San Francisco - Public Housing

For 15 years, Cecilia Shepard lived in San Francisco's Hayes Valley public-housing project, raising her five children in a world of isolation imposed by gangs, drugs, and shootings.

This year, 30 months after wrecking balls demolished the old project, Ms. Shepard will move into new Hayes Valley housing units linked to the globe with state-of-the-art technology.

"We hope to have computers in each of the units - it's kind of mandatory for residents to move toward self-sufficiency," says Shepard, now president of the Hayes Valley Resident Management Corp.

San Francisco, the biggest of the top 10 US cyber cities, is a good place for one of the most dramatic experiments in wiring America: transforming dilapidated public- housing complexes into fully connected "campuses" of learning.
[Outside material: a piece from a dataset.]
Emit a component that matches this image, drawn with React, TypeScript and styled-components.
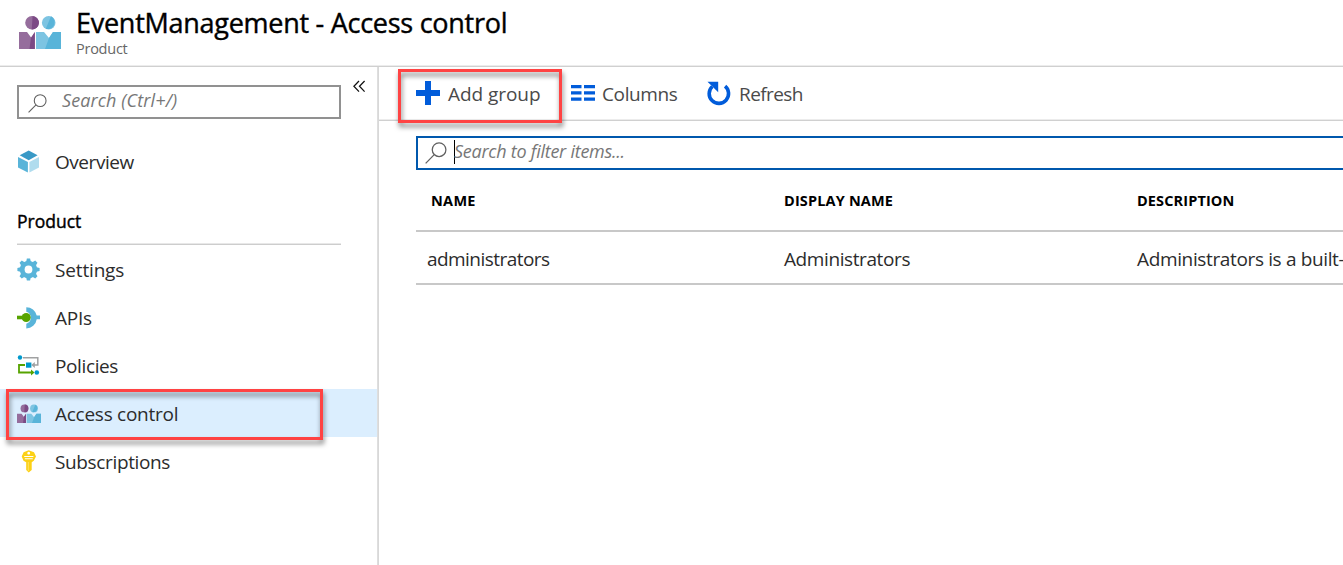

The goal is to equip inner-city residents with the high-tech tools, including Internet access, needed to acquire new skills and compete for jobs.

Under a public-private initiative launched by the Department of Housing and Urban Development, all the 195 new apartments at Hayes Valley will be wired to high-speed phone lines, and the neighborhood will have a large on-site computer laboratory.

In turn, each new resident will be required to enroll in an educational or job- training program, including computer classes. Even toddlers will be introduced to computers.

Once shunned as a place to live, Hayes Valley is now attracting many new prospective residents, Shepard says. "There's been a total face lift of the community," she says. "People are coming back with hope."